Backpropagation is an algorithm for training neural networks by iteratively correcting prediction errors. It calculates the gradient of the loss function $L (θ)$ with respect to each model parameter $θ$ , enabling updates via Gradient Descent to minimize the loss.

Mathematically, backpropagation employs the chain rule from calculus to propagate errors backward through the network. Each layer computes a partial derivative, which is used to adjust its weights. This iterative process continues until a convergence criterion is met, typically when the loss change falls below a threshold.
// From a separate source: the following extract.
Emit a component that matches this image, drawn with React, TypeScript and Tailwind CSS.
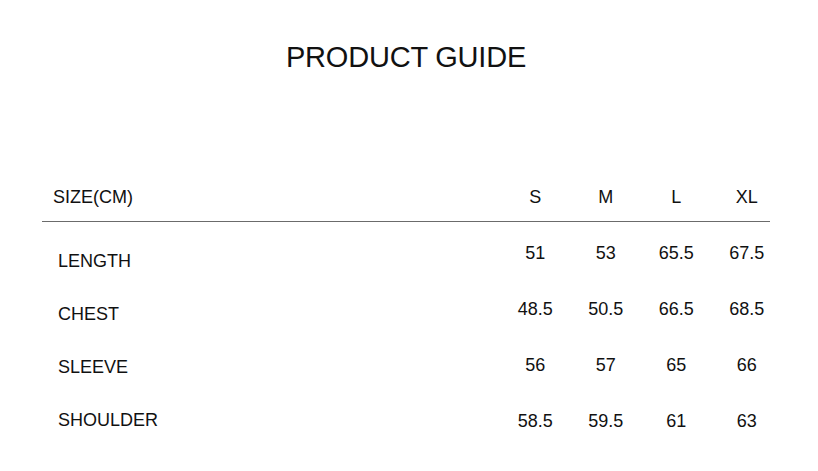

Backpropagation is especially critical in Supervised Learning, where models learn from labeled data to recognize patterns.

Important Notes

Gradient descent minimizes the loss by updating parameters in the direction of the negative gradient:
$\nabla L (θ) = \frac{\partial L}{\partial θ}$ .
Backpropagation adjusts weights based on computed error gradients, enabling effective deep model optimization.
Computational Cost: Backpropagation can be expensive for deep networks, requiring computation of gradients across all layers.
Vanishing/Exploding Gradients: In deep networks, gradients can become too small or too large, hindering effective training.

Example Application

A Feed Forward Neural Network trained for image classification uses backpropagation to minimize cross-entropy loss. The gradient of the loss is calculated layer-by-layer and weights are updated using an optimizer like Adam.